Arshad Ali Khan is an Indian classical singer belonging to the Kirana gharana (singing style).

Early life and education
He descends from the family lineage of Abdul Wahid Khan and Abdul Karim Khan, the founders of Kirana Gharana. He got education in music from his maternal uncles Mashkoor Ali Khan and Mubarak Ali Khan.
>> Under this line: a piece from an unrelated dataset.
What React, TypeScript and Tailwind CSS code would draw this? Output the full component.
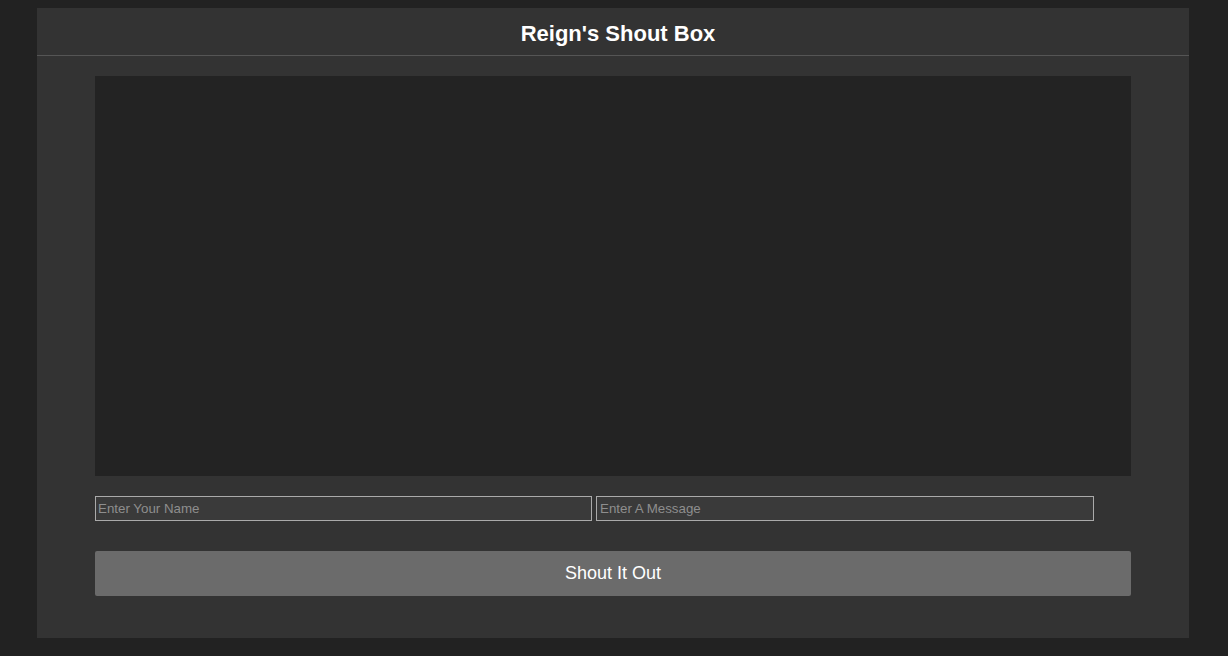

At the age of 9, he was described as the biggest sensation of Sawai Gandharva Samelan, following his performance on a special invitation by Bhimsen Joshi on the occasion of his 75th birthday.

Career
Khan has performed in numerous music festivals around the world, including Sawai Gandharva Bhimsen Festival in Pune Harballabh Sangeet Sammelan in Jalandhar, Saptak Music Festival, Karavalli Festival, Mangalore, Sangeet Natak Akademi's ‘Sangit Pratibha’ in Patna, Gharana Sammelan in Mumbai, Bhatkhande Sangeet Sammelan, Doverlane music festival in Kolkata, Classical Music Festival organised by Parveen Begum Smruti Music and Educational Trust in Bangalore, Legends of India Baithak in Delhi.

Arshad Ali uses the merukhand vistar or development. He is a musician teacher at ITC Sangeet Research Academy, Kolkata.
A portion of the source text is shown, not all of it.